One Sunday, while I had just finished my last pop-up event in Chelsea, a woman knocked on the door of my apartment. She introduced herself as an artist who makes "speaking work of arts*" (des oeuvres qui parlent*). This concept intrigued me and despite my fatigue, I decided to let her come into my living room still full of the boxes from the last opening reception. Usually after the completion of curating an art show, I am prone to falling into post-exhibition blues. However, opening her portfolio prevented me this typical condition. To be honest, in my experience the work of this French self-taught artist is the most innovative I have seen for a long time…
For a few years now, Christine Vannier has been completing her creations with the addition of a recorded sound. Facing her multidisciplinary work, you may also now experience the internal thoughts of the artist.
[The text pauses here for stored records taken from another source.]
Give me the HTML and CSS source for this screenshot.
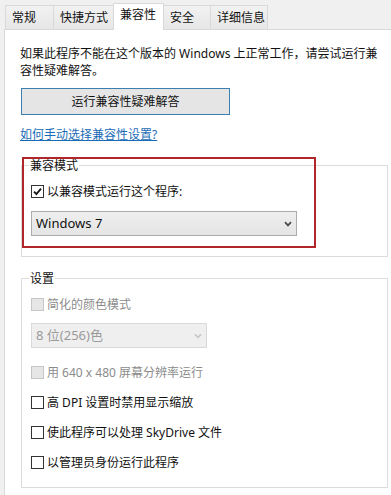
FILE: index.html
```html
<!DOCTYPE html>
<html lang="zh-CN">
<head>
<meta charset="utf-8">
<title>兼容性</title>
<link rel="stylesheet" href="styles.css">
</head>
<body>
<div class="tabs">
  <div class="tab t1">常规</div>
  <div class="tab t2">快捷方式</div>
  <div class="tab t3 active">兼容性</div>
  <div class="tab t4">安全</div>
  <div class="tab t5">详细信息</div>
</div>
<div class="panel">
  <p class="intro">如果此程序不能在这个版本的 Windows 上正常工作，请尝试运行兼<br>容性疑难解答。</p>
  <button class="btn" type="button">运行兼容性疑难解答</button>
  <a class="link" href="#">如何手动选择兼容性设置?</a>

  <div class="compat">
    <fieldset class="group g1">
      <legend>兼容模式</legend>
      <div class="check">
        <span class="box"><svg width="11" height="11" viewBox="0 0 11 11"><path d="M2 5.6 L4.4 8 L9 2.6" fill="none" stroke="#1a1a1a" stroke-width="1.9"/></svg></span>以兼容模式运行这个程序:
      </div>
      <div class="combo c1"><span>Windows 7</span><svg width="8" height="6" viewBox="0 0 8 6"><path d="M1 1.2 L4 4.4 L7 1.2" fill="none" stroke="#4a4a4a" stroke-width="1.7"/></svg></div>
    </fieldset>
    <div class="redbox"></div>
  </div>

  <fieldset class="group g2">
    <legend>设置</legend>
    <div class="check disabled"><span class="box"></span>简化的颜色模式</div>
    <div class="combo c2 disabled"><span>8 位(256)色</span><svg width="8" height="6" viewBox="0 0 8 6"><path d="M1 1.2 L4 4.4 L7 1.2" fill="none" stroke="#c4c4c4" stroke-width="1.5"/></svg></div>
    <div class="check disabled r640"><span class="box"></span>用 640 x 480 屏幕分辨率运行</div>
    <div class="check next"><span class="box"></span>高 DPI 设置时禁用显示缩放</div>
    <div class="check next"><span class="box"></span>使此程序可以处理 SkyDrive 文件</div>
    <div class="check next"><span class="box"></span>以管理员身份运行此程序</div>
  </fieldset>
</div>
</body>
</html>
```

FILE: styles.css
```css
html, body {
  margin: 0;
  padding: 0;
}
body {
  background: #f0f0f0;
  overflow: hidden;
  font-family: "Noto Sans", "Noto Sans CJK SC", sans-serif;
  font-size: 12px;
  line-height: 17px;
  color: #111;
}

/* tabs */
.tabs {
  display: flex;
  align-items: flex-start;
  padding: 3px 0 0 5px;
  height: 27px;
  margin-bottom: -1px;
}
.tab {
  box-sizing: border-box;
  height: 24px;
  margin-top: 2px;
  margin-left: -1px;
  padding: 3px 0 0 6px;
  border: 1px solid #d9d9d9;
  border-bottom: none;
  background: linear-gradient(#f2f2f2, #e6e6e6);
  white-space: nowrap;
}
.t1 { width: 49px; margin-left: 0; }
.t2 { width: 61px; }
.t3 { width: 51px; }
.t4 { width: 48px; }
.t5 { width: 58px; }
.tab.active {
  position: relative;
  z-index: 1;
  height: 27px;
  margin-top: 0;
  padding-top: 2px;
  background: #fff;
}

/* panel */
.panel {
  margin-left: 4px;
  border: 1px solid #d9d9d9;
  border-right: none;
  background: #fff;
  padding: 15px 0 20px 15px;
}
.intro {
  margin: 0;
}
.btn {
  display: block;
  box-sizing: border-box;
  width: 209px;
  height: 27px;
  margin: 9px 0 0 1px;
  padding: 0;
  border: 1px solid #3c7fb1;
  background: #e5e5e5;
  font: inherit;
  line-height: 17px;
  color: #111;
}
.link {
  display: inline-block;
  margin-top: 11px;
  color: #1b6cb6;
  text-decoration: underline;
}

/* group boxes */
.compat {
  position: relative;
  margin: 14px 0 0 1px;
  width: 367px;
}
.group {
  box-sizing: border-box;
  width: 367px;
  min-width: 0;
  margin: 0;
  border: 1px solid #dcdcdc;
  padding: 9px 0 20px 9px;
}
.group legend {
  padding: 0 1px;
  margin-left: -2px;
  line-height: 17px;
}
.g2 {
  margin: 13px 0 0 1px;
  padding-bottom: 16px;
}
.redbox {
  position: absolute;
  left: 1px;
  top: 0;
  width: 294px;
  height: 91px;
  box-sizing: border-box;
  border: 2px solid #b0262b;
  pointer-events: none;
}

/* checkboxes */
.check {
  display: flex;
  align-items: center;
  height: 17px;
  white-space: nowrap;
}
.box {
  flex: none;
  box-sizing: border-box;
  width: 13px;
  height: 13px;
  margin-right: 3px;
  border: 1px solid #333;
  background: #fff;
  display: flex;
  align-items: center;
  justify-content: center;
}
.check.disabled {
  color: #8c8c8c;
}
.check.disabled .box {
  border-color: #c6c6c6;
  background: #e6e6e6;
}
.r640 { margin-top: 16px; }
.next { margin-top: 13px; }

/* combos */
.combo {
  box-sizing: border-box;
  display: flex;
  align-items: center;
  justify-content: space-between;
  height: 25px;
  padding: 0 4px 0 4px;
  border: 1px solid #acacac;
  background: linear-gradient(#efefef, #e4e4e4);
  font-size: 13px;
}
.c1 {
  width: 266px;
  margin-top: 11px;
}
.c2 {
  width: 176px;
  margin-top: 10px;
}
.combo.disabled {
  border-color: #d9d9d9;
  background: #efefef;
  color: #9a9a9a;
}
```
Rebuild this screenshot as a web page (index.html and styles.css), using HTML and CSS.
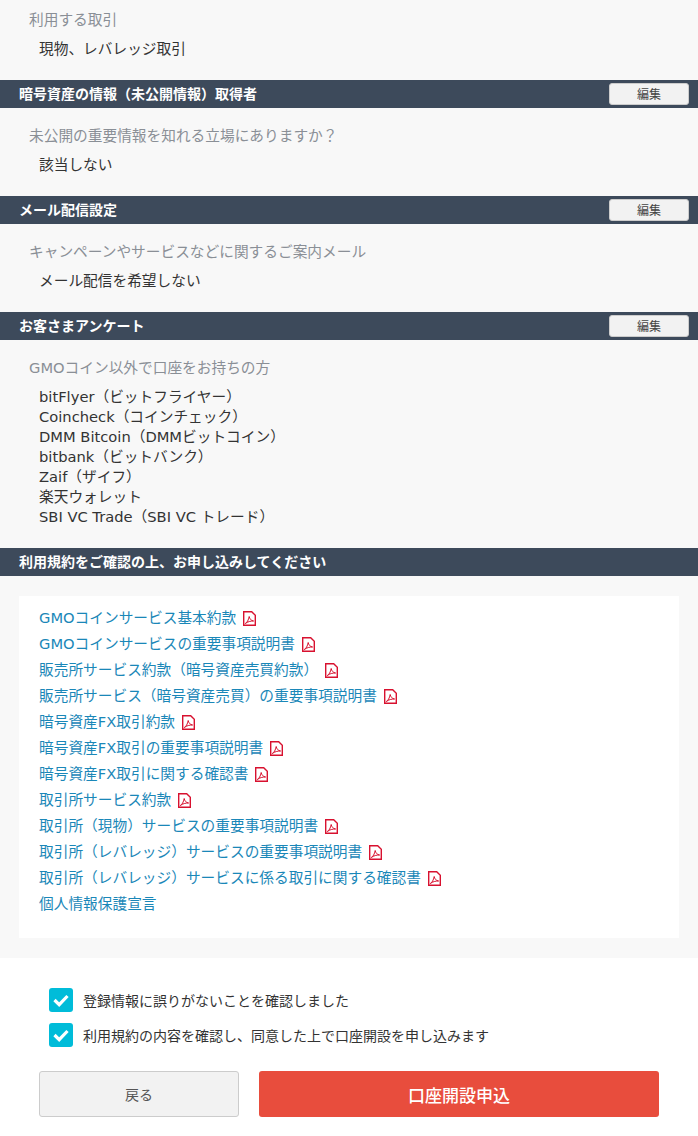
FILE: index.html
```html
<!DOCTYPE html>
<html lang="ja">

<head>
    <meta charset="UTF-8">
    <meta name="viewport" content="width=device-width, initial-scale=1.0">
    <title>口座開設申込</title>
    <link rel="stylesheet" href="styles.css">
</head>

<body>
<svg class="defs" width="0" height="0" aria-hidden="true">
    <symbol id="pdf" viewBox="0 0 13 15">
        <path d="M.7.7h8l3.600 3.600v10H.7z" fill="#fff" stroke="#d8112f" stroke-width="1.400"/>
        <path d="M2.300 12.500c1.700-.8 3.300-3.600 3.900-7 .5 2.500 1.800 4 4.400 4.500-3-.1-5.800.7-8.300 2.500z" fill="none" stroke="#d8112f" stroke-width="1"/>
    </symbol>
    <symbol id="check" viewBox="0 0 24 24">
        <path d="M5.500 12l4.700 4.700L18.500 8" fill="none" stroke="#fff" stroke-width="3.200"/>
    </symbol>
</svg>

<div class="confirm">
    <div class="info info-first">
        <p class="label">利用する取引</p>
        <p class="value">現物、レバレッジ取引</p>
    </div>

    <div class="bar">
        <h2>暗号資産の情報（未公開情報）取得者</h2>
        <button class="btn-edit">編集</button>
    </div>
    <div class="info">
        <p class="label">未公開の重要情報を知れる立場にありますか？</p>
        <p class="value">該当しない</p>
    </div>

    <div class="bar">
        <h2>メール配信設定</h2>
        <button class="btn-edit">編集</button>
    </div>
    <div class="info">
        <p class="label">キャンペーンやサービスなどに関するご案内メール</p>
        <p class="value">メール配信を希望しない</p>
    </div>

    <div class="bar">
        <h2>お客さまアンケート</h2>
        <button class="btn-edit">編集</button>
    </div>
    <div class="info">
        <p class="label">GMOコイン以外で口座をお持ちの方</p>
        <p class="value">bitFlyer（ビットフライヤー）</p>
        <p class="value-more">Coincheck（コインチェック）</p>
        <p class="value-more">DMM Bitcoin（DMMビットコイン）</p>
        <p class="value-more">bitbank（ビットバンク）</p>
        <p class="value-more">Zaif（ザイフ）</p>
        <p class="value-more">楽天ウォレット</p>
        <p class="value-more">SBI VC Trade（SBI VC トレード）</p>
    </div>

    <div class="bar">
        <h2>利用規約をご確認の上、お申し込みしてください</h2>
    </div>
    <div class="terms-wrap">
        <ul class="terms">
            <li><a href="#">GMOコインサービス基本約款</a><svg class="icon-pdf"><use href="#pdf"/></svg></li>
            <li><a href="#">GMOコインサービスの重要事項説明書</a><svg class="icon-pdf"><use href="#pdf"/></svg></li>
            <li><a href="#">販売所サービス約款（暗号資産売買約款）</a><svg class="icon-pdf"><use href="#pdf"/></svg></li>
            <li><a href="#">販売所サービス（暗号資産売買）の重要事項説明書</a><svg class="icon-pdf"><use href="#pdf"/></svg></li>
            <li><a href="#">暗号資産FX取引約款</a><svg class="icon-pdf"><use href="#pdf"/></svg></li>
            <li><a href="#">暗号資産FX取引の重要事項説明書</a><svg class="icon-pdf"><use href="#pdf"/></svg></li>
            <li><a href="#">暗号資産FX取引に関する確認書</a><svg class="icon-pdf"><use href="#pdf"/></svg></li>
            <li><a href="#">取引所サービス約款</a><svg class="icon-pdf"><use href="#pdf"/></svg></li>
            <li><a href="#">取引所（現物）サービスの重要事項説明書</a><svg class="icon-pdf"><use href="#pdf"/></svg></li>
            <li><a href="#">取引所（レバレッジ）サービスの重要事項説明書</a><svg class="icon-pdf"><use href="#pdf"/></svg></li>
            <li><a href="#">取引所（レバレッジ）サービスに係る取引に関する確認書</a><svg class="icon-pdf"><use href="#pdf"/></svg></li>
            <li><a href="#">個人情報保護宣言</a></li>
        </ul>
    </div>
</div>

<div class="agree">
    <div class="check-item">
        <span class="checkbox"><svg><use href="#check"/></svg></span>
        <span>登録情報に誤りがないことを確認しました</span>
    </div>
    <div class="check-item">
        <span class="checkbox"><svg><use href="#check"/></svg></span>
        <span>利用規約の内容を確認し、同意した上で口座開設を申し込みます</span>
    </div>
    <div class="actions">
        <button class="btn-back">戻る</button>
        <button class="btn-submit">口座開設申込</button>
    </div>
</div>
</body>

</html>
```

FILE: styles.css
```css
html,
body {
    margin: 0;
    padding: 0;
    background: #fff;
    font-family: "DejaVu Sans", "Noto Sans CJK JP", sans-serif;
    font-size: 14.7px;
    color: #333;
}

p,
h2,
ul {
    margin: 0;
    padding: 0;
}

.defs {
    position: absolute;
}

.confirm {
    background: #f8f8f8;
}

.info {
    padding: 16px 29px 21px;
}

.info-first {
    padding-top: 8px;
}

.label {
    line-height: 24px;
    color: #8a8f96;
}

.value,
.value-more {
    padding-left: 10px;
    line-height: 20px;
}

.value {
    margin-top: 7px;
}

.bar {
    height: 28px;
    padding: 0 9px 0 19px;
    display: flex;
    align-items: center;
    justify-content: space-between;
    background: #3d4a5b;
}

.bar h2 {
    padding-bottom: 2px;
    font-size: 14px;
    font-weight: bold;
    color: #fff;
}

.btn-edit {
    width: 80px;
    height: 22px;
    padding: 0 0 2px;
    font-family: inherit;
    font-size: 12px;
    color: #444;
    background: #f2f2f2;
    border: 1px solid #ccc;
    border-radius: 3px;
}

.terms-wrap {
    padding: 20px 19px;
}

.terms {
    list-style: none;
    background: #fff;
    padding: 9px 20px 21px;
}

.terms li {
    height: 26px;
    display: flex;
    align-items: center;
}

.terms a {
    padding-bottom: 3px;
    color: #1a87b8;
    text-decoration: none;
}

.icon-pdf {
    width: 13px;
    height: 15px;
    margin-left: 7px;
}

.agree {
    padding: 30px 39px 19px;
}

.check-item {
    height: 24px;
    margin: 0 0 11px 10px;
    display: flex;
    align-items: center;
    gap: 10px;
    font-size: 14px;
}

.checkbox {
    width: 24px;
    height: 24px;
    background: #00bcd9;
    border-radius: 3px;
}

.checkbox svg {
    display: block;
    width: 24px;
    height: 24px;
}

.actions {
    margin-top: 24px;
    display: flex;
    gap: 20px;
}

.actions button {
    height: 46px;
    padding: 0;
    font-family: inherit;
    border-radius: 3px;
}

.btn-back {
    width: 200px;
    font-size: 14px;
    color: #555;
    background: #f2f2f2;
    border: 1px solid #ccc;
}

.btn-submit {
    width: 400px;
    font-size: 17px;
    font-weight: 500;
    color: #fff;
    background: #e84d3d;
    border: none;
}
```
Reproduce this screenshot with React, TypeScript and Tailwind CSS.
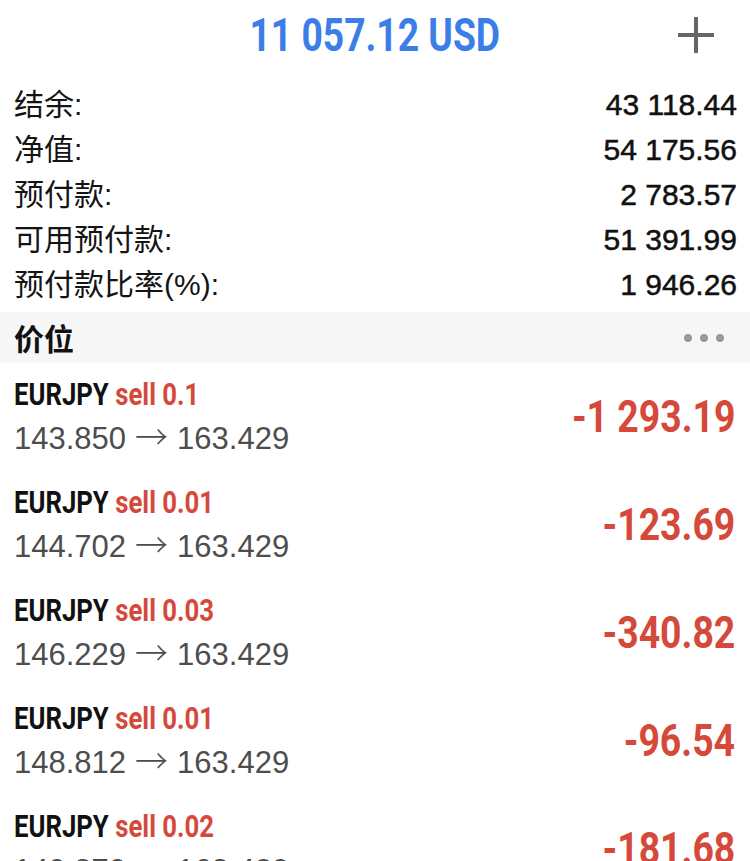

She approaches the dream of numerous artists of the late Nineteenth Century. The ideal synesthesia envisaged by Paul Klee, for example, can find part of the solution/realization in those speaking works of art. The parallel with Klee is not only a coincidence. How Christine Vannier was led to this concept is mostly due to her passion for music. The composition of her abstract paintings deeply interacts with the melody of their creation. Sometimes she immerses you into her feelings about the work, sometimes even in the process of their creation or into a story the painting or photograph evoked in her. The fascinating part of Christine Vannier's work is this "supplément d'âme*" (addition of soul) that Charles Baudelaire was talking about and she integrates in our contemplation. Certainly, the sound she includes in her works abolish a part of the - still porous - border between abstraction and figuration. Because as Klee said: art doesn't reproduce the visible but makes visible* (L'art ne reproduit pas le visible, il rend visible*).
The subtlety of her compositions resides in a harmonious blend made from her palette of colors. Christine Vannier loves the riot of colors, which can be seen in her fascination for the Mermaid Parade in Coney Island for instance. She uses strong colors – fuchsia, lemon yellow, cyan blue – in her paintings as well as in her personal wardrobe. But above all, she refuses any sort of color indecency. She throws these colors in our faces but protects us against their aggression. Walking into her stunning work would be like walking through the Celebrations of Holi in India with a transparent helmet in which a score of Philip Glass would be playing.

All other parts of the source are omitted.